Yvan, Bernard, Jean-Noël & John

     Dans l'ensemble, « We Live, We Die », paraît être dans la continuité de son prédécesseur. On est plongé dans ce paysage de Heavy-Rock-progressif baigné de couleurs Heavy-Metal plutôt millésimé 80's. Une décennie que l'auteur du projet, Yvan Guillevic, revendique et assume sans problème comme influence, et comme son terreau. Pas d'hypocrisie chez Yvan.
     Pour son petit dernier, Yvan Guillevic (pour mémoire PYG signifie Projet Yvan Guillevic) semble avoir privilégié une facette plus franchement Hard-Rock ; celui des 80's, évidemment. Non pas FM, ni AOR dans le genre grandiloquent et pompeux, encore moins Thrash ou Speed. Rien de tout ça. C'est plutôt dans le direct, à gros riffs cossus, d'obédience mainstream, soit avec des réminiscences du Heavy US (mais pas que...). Certains titres me paraissent plus faciles d'accès et plus concis, avec parfois une relative simplicité dans les riffs. Des riffs puissants qui s'appuient sur les power-chords et un rythme plutôt martial. En quelque sorte, c'est un peu plus radical.

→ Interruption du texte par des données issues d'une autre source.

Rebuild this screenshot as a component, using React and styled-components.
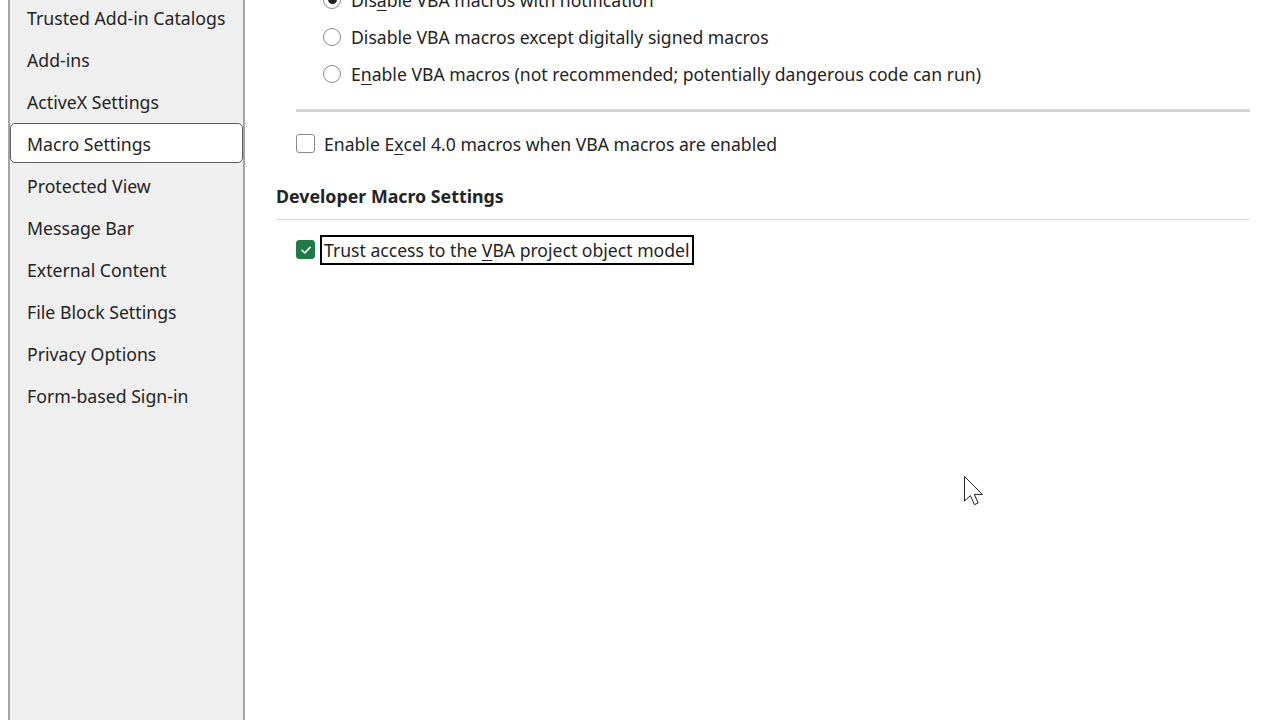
import styled, { createGlobalStyle } from "styled-components";

const GlobalStyle = createGlobalStyle`
  html, body {
    margin: 0;
    padding: 0;
    background: #ffffff;
    overflow: hidden;
  }
  body {
    font-family: "Noto Sans", "Open Sans", sans-serif;
    color: #1f1f1f;
  }
`;

const Page = styled.div`
  position: relative;
  display: flex;
  height: 720px;
  overflow: hidden;
`;

const Sidebar = styled.nav`
  flex: 0 0 237px;
  box-sizing: border-box;
  margin-left: 8px;
  margin-top: -24px;
  height: 760px;
  background: #efefef;
  border-left: 2px solid #a3a3a3;
  border-right: 2px solid #a3a3a3;
  padding-top: 21px;
`;

const NavItem = styled.div`
  box-sizing: border-box;
  height: 40px;
  margin-bottom: 2px;
  display: flex;
  align-items: center;
  padding-left: 16px;
  padding-top: 1px;
  font-size: 17.7px;
  color: #242424;
  border-radius: 5px;
  border: 1px solid ${(p) => (p.$active ? "#5f5f5f" : "transparent")};
  background: ${(p) => (p.$active ? "#ffffff" : "transparent")};
`;

const Main = styled.main`
  flex: 1;
  padding: 0 30px 0 31px;
  margin-top: -19px;
`;

const OptionRow = styled.label`
  display: flex;
  align-items: center;
  height: 37px;
  padding-left: ${(p) => p.$indent || 0}px;
  font-size: 17.6px;
  color: #242424;
`;

const Radio = styled.span`
  width: 18px;
  height: 18px;
  border-radius: 50%;
  border: 1px solid #8a8a8a;
  margin-right: 10px;
  display: flex;
  align-items: center;
  justify-content: center;
  box-sizing: border-box;
  background: #fff;

  &::after {
    content: "";
    display: ${(p) => (p.$checked ? "block" : "none")};
    width: 9px;
    height: 9px;
    border-radius: 50%;
    background: #1f1f1f;
  }
`;

const Box = styled.span`
  width: 19px;
  height: 19px;
  box-sizing: border-box;
  border-radius: 3px;
  margin-right: 9px;
  border: 1px solid ${(p) => (p.$checked ? "#1e7b46" : "#8a8a8a")};
  background: ${(p) => (p.$checked ? "#1e7b46" : "#ffffff")};
  display: flex;
  align-items: center;
  justify-content: center;
`;

const Divider = styled.div`
  height: ${(p) => p.$thick || 1}px;
  background: ${(p) => (p.$thick ? "#d4d4d4" : "#dcdcdc")};
  margin-left: ${(p) => p.$indent || 0}px;
`;

const Spacer = styled.div`
  height: ${(p) => p.$h}px;
`;

const Heading = styled.h3`
  margin: 0 0 2px;
  height: 42px;
  display: flex;
  align-items: center;
  font-size: 17.8px;
  font-weight: 700;
  color: #242424;
`;

const Focus = styled.span`
  box-sizing: border-box;
  border: 2px solid #000;
  padding: 0 2px;
  height: 30px;
  display: flex;
  align-items: center;
  margin-left: -4px;
  white-space: pre;
`;

const U = styled.span`
  text-decoration: underline;
  text-underline-offset: 3px;
  text-decoration-thickness: 1px;
`;

const Cursor = styled.svg`
  position: absolute;
  left: 963px;
  top: 475px;
`;

const navItems = [
  "Trusted Add-in Catalogs",
  "Add-ins",
  "ActiveX Settings",
  "Macro Settings",
  "Protected View",
  "Message Bar",
  "External Content",
  "File Block Settings",
  "Privacy Options",
  "Form-based Sign-in",
];

function Check() {
  return (
    <svg width="12" height="12" viewBox="0 0 12 12">
      <path d="M2 6.2 L4.8 9 L10 3.4" fill="none" stroke="#fff" strokeWidth="1.6" strokeLinecap="round" strokeLinejoin="round" />
    </svg>
  );
}

export default function App() {
  return (
    <>
      <GlobalStyle />
      <Page>
        <Sidebar>
          {navItems.map((item) => (
            <NavItem key={item} $active={item === "Macro Settings"}>
              {item}
            </NavItem>
          ))}
        </Sidebar>
        <Main>
          <OptionRow $indent={47}>
            <Radio $checked />
            Dis<U>a</U>ble VBA macros with notification
          </OptionRow>
          <OptionRow $indent={47}>
            <Radio />
            Disable VBA macros except digitally signed macros
          </OptionRow>
          <OptionRow $indent={47}>
            <Radio />
            E<U>n</U>able VBA macros (not recommended; potentially dangerous code can run)
          </OptionRow>
          <Spacer $h={17} />
          <Divider $thick={3} $indent={20} />
          <Spacer $h={13} />
          <OptionRow $indent={20}>
            <Box />
            Enable E<U>x</U>cel 4.0 macros when VBA macros are enabled
          </OptionRow>
          <Spacer $h={13} />
          <Heading>Developer Macro Settings</Heading>
          <Divider />
          <Spacer $h={11} />
          <OptionRow $indent={20}>
            <Box $checked>
              <Check />
            </Box>
            <Focus>
              <span>
                Trust access to the <U>V</U>BA project object model
              </span>
            </Focus>
          </OptionRow>
        </Main>
        <Cursor width="24" height="34" viewBox="0 0 24 34">
          <path d="M1.5 1.5 L1.5 26 L7.4 20.6 L11.4 29.6 L15.2 28 L11.3 19.4 L19.5 19.4 Z" fill="#fff" stroke="#222" strokeWidth="1" strokeLinejoin="miter" />
        </Cursor>
      </Page>
    </>
  );
}
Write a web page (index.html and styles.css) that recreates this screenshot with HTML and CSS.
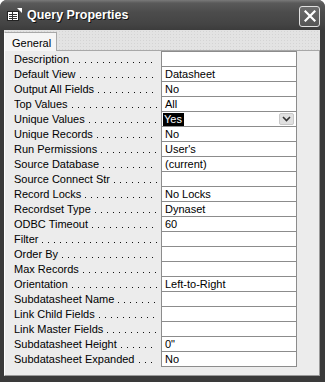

 Une certaine recherche commerciale ? Non, je ne crois pas ; cela aurait pu il y a vingt-cinq ans en arrière (alors que cette musique était en vogue), mais de nos jours ce ne sont certainement pas nos radios (libres ?? je pouffe) qui risquent de diffuser ce style de musique. L'heure est à l'uniformisation, et cela commence par les médias. C'est plutôt et tout simplement un nouveau développement de la personnalité de P.Y.G, qui, j'en suis sûr n'a pas fini de nous surprendre. C'est également une façon de ne pas se répéter, tout en gardant un fil (ou plutôt un câble – gros diamètre-) conducteur. On peut aussi subodorer le souhait d'avoir quelques titres plus percutants, propices aux concerts, avec des rythmiques (voire des tonalités), tant au niveau de la basse que des guitares, construites pour générer une puissance de feu prête à décoiffer et à ébranler les spectateurs.

Yvan et sa Charvel

     La guitare d'Yvan est un tantinet plus cossue, un degré de disto en sus. Sur des photos récentes, il s'expose fièrement avec une Charvel de forme stratoïde à double humburcker (une Pro-Mod - San Dimas ? - avec manche en érable, Floyd-Rose et micros Seymour Duncan "Distortion" - 1 SH-6N et un T6-6 -). Rappelons que les Charvel furent longtemps considérées dans les années 80 comme un des outils indispensables de l'attirail du métalleux désirant faire parler la poudre et rugir son ampli (des acrobates du manche tels que Eddie Van-Halen, Jake E Lee, George Lynch, Criss Oliva, DeMartini, avaient contribué au succès de la marque californienne). Elles sont conçues pour. (Depuis le rachat en 2002 par le géant Fender, Charvel aurait renoué avec la qualité). Alors ? Nouvelle arme pour explorer des contrées plus brutales ?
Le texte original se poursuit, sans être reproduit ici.